To many consumers, the idea of sweatshops is a foreign thought that belongs in foreign countries. We can all visualize a distressing scene of a women bent over a sewing machine working a 16-hour shift, in a crammed workspace in Southeast Asia, for a salary of mere pennies. However, with the recent rise in popularity of the “fast fashion” trend, there has been a huge resurgence of domestic textile productions in developed countries. Sonia Sodha’s article sheds light to an unknown truth that is hidden in some of the world’s most progressive nations.

Many popular high-street brands are currently having a hard time keeping up with their large demands while minimizing their turnaround periods, and have begun looking inward to domestic “sweatshops” to supply their never-ending need for fast, new fashion trends.
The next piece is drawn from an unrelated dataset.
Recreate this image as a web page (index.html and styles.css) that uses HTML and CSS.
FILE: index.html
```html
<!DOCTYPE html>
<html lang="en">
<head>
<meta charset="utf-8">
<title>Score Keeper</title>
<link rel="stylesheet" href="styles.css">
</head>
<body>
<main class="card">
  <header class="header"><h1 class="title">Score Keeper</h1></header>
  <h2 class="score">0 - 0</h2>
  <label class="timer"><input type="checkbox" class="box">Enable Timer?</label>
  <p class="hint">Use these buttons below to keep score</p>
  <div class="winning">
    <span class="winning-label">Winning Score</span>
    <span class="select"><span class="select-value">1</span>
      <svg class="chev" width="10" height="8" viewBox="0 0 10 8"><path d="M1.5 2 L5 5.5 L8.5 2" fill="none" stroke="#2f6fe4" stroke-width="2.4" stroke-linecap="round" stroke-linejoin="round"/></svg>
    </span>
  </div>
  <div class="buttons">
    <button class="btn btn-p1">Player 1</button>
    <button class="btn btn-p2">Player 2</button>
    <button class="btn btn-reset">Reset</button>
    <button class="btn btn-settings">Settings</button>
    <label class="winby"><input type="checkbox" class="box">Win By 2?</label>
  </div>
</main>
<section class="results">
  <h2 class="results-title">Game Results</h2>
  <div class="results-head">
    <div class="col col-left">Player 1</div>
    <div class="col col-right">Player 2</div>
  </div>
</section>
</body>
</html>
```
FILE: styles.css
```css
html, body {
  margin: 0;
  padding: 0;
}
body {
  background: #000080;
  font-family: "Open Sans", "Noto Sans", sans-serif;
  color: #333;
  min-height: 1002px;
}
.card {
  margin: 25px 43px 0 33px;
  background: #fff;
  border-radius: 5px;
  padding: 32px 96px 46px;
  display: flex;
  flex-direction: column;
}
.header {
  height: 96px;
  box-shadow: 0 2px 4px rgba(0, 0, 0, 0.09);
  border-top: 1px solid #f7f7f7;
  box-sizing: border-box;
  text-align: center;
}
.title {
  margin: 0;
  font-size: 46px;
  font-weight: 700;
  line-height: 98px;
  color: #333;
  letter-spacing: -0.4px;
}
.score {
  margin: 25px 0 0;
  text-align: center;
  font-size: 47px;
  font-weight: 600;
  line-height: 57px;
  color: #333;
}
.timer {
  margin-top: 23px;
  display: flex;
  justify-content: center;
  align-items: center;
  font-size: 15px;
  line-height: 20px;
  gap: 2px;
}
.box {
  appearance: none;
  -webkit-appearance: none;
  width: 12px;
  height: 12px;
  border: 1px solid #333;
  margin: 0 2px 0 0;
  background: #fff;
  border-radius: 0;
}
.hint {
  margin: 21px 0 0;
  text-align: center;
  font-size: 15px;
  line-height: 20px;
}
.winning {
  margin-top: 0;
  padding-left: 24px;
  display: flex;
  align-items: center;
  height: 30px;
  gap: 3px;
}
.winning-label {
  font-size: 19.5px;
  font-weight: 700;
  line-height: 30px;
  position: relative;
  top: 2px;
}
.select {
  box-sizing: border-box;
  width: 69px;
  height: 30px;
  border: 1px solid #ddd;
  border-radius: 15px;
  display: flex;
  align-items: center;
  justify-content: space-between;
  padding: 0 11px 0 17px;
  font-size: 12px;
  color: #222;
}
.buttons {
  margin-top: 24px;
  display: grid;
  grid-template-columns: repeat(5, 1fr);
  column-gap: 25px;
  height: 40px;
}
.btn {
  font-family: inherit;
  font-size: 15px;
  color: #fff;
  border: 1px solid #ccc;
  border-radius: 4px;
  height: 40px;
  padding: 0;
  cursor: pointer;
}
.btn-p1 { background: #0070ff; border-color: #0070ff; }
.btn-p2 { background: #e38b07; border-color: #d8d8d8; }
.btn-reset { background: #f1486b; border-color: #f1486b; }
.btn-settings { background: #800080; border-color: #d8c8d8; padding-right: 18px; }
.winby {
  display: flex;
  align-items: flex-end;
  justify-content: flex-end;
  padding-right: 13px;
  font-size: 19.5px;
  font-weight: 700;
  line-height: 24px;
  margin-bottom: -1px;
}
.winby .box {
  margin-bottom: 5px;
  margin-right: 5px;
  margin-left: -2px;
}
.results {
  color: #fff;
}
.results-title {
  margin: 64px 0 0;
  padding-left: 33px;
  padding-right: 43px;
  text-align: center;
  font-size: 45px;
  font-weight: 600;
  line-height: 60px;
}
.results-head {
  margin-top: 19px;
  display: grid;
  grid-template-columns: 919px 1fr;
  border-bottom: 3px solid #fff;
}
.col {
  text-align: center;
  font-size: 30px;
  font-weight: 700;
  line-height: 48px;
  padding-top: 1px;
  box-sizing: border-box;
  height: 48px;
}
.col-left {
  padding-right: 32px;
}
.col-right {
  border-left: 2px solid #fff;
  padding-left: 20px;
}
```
These sweatshop-style factories operate in well-populated, urban cities – like Leicester, England – and cut costs by exploiting the wage system to get around paying their workers in full.

http://www.latimes.com/projects/la-fi-forever-21-factory-workers/
Pablo Mendez works 11-hour shifts and earns around 7 USD per every hour of labour.

I, however, have to respectfully disagree with Sonia’s opinion that the main driving force behind these domestic sweatshops is from a weak state governance and an enfeebled union. I rather believe that it is the large retailer corporations that should be held responsible. Clothing brands like Forever 21, Asos, and T.J.Maxx – who rely on producing cheap clothes that sell in large volumes – are constantly pressuring their manufacturers to cut costs in order to maximize their own profit.

“They force the production costs to as low as they want because of their power in the supply chain, with the result of ultimately the workers bearing the whole cost and risk of the system.” – David Weil, former head of the Labor Department’s Wage and Hour Division

Though no matter how tightly retailers squeeze their margins or how frequently the state penalizes them for unpaid wages, many manufacturers are unable to turn down a buyer with the quota and scale of a store like T.J.Maxx.

“It’s like moths drawn to a flame. They keep going for it,” said Daejae Kim, a downtown Los Angeles manufacturer who once supplied garments to Forever 21. “They’ll curse them — then go right back to them.”

Manufacturers are therefore left no choice but to cut whatever costs possible to meet the near unattainable demands from big retailers. With manufacturers spending less than $4 on the production of a garment that a company like Forever 21 would purchase and sell at $9 and then $25 respectively, there isn’t much left at the end of the day for the factory workers. Manufacturers are thus forced to illegally exploit immigrants and illegal refugees who are unable to say no to a paying job, no matter how little that pay really is.

Sweatshops are not as “extinct” as one might believe.

The only party who seems reasonably unaffected from this vicious production cycle are big retailers who generally claim that they are only the distributer of clothes and are therefore not liable for any wage claims by workers, even if said worker has stitched their company’s label onto a garment.

In the end, the result is a situation we see all too often. Corporations 1, the people 0.